In München beginnt sich auch eine Szene an Investoren zu etablieren, die auf Konsumenten-Start-ups setzen. So haben die beiden erst 21-Jährigen Gründer auch schon einen Investor gefunden, der mit dem in Berlin basierten Essenslieferdienst Foodora Erfahrung gesammelt hat. „Gesunde Ernährung, das wird ein Megathema – aber das ist bisher hier in München noch viel zu wenig präsent“, sagt Spiethaler. Hier gibt ihm das aktuelle Start-up-Barometer der Beratungsgesellschaft EY recht. 2017 floss in Deutschland dreimal so viel Kapital in Lebensmittel-Start-ups wie in den Bereich Automobil – doch hier griff Berlin das meiste ab.

Aber wer sich wie das Sportartikel-Vergleichsportal Sportiply, um das Thema Fitness und optimale Ausrüstung kümmert, der liege in der Sportstadt München richtig, sagt Gründer Björn Jansen. Doch auch er hat gelernt, wie man sich in einer Technologiemetropole am besten verkauft: „Wir sind ja eigentlich ein Technologie-Start-up“, sagt er. Suchalgorithmen und Datenanalyse habe man selber entwickelt. Und selbst das am Wettbewerb teilnehmende Start-up Loewi gleich nebenan bezeichnet sich als ein an Geschäftskunden richtendes Unternehmen. Bluttests für Leistungsträger sind im Angebot: Manager ist gleich Business-Kunde, lautet die Formel. Für den Test kommt eine „fliegende Krankenschwester“ sogar ins Büro zur Blutabnahme. Und im reichen, gestressten München scheint es dafür tatsächlich Kundschaft zu geben: „Das sind Menschen die gehen bisher zum Privatarzt und zahlen vierstellige Beträge – wir bieten das schon für 350 Euro,“ sagt Loewi-Gründer Philipp Merk.

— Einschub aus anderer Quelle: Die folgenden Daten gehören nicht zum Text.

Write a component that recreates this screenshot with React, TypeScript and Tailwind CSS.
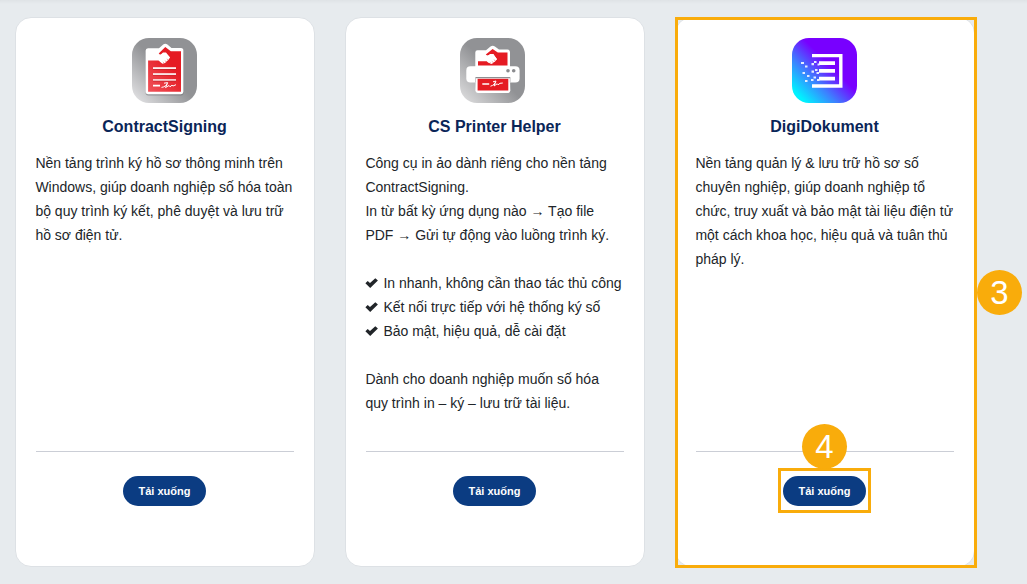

Doch alle drei Kandidaten sind Münchner Gewächse – sie haben das größte Problem in der Stadt schon vor der Gründung gelöst: Sie haben alle bezahlbare Wohnungen. „Das ist doch auch Einstellungssache: Wenn du deinen Lebensstandard auf einem günstigen Level hältst, kommst du auch hier durch“, sagt Björn Jansen von Sportiply.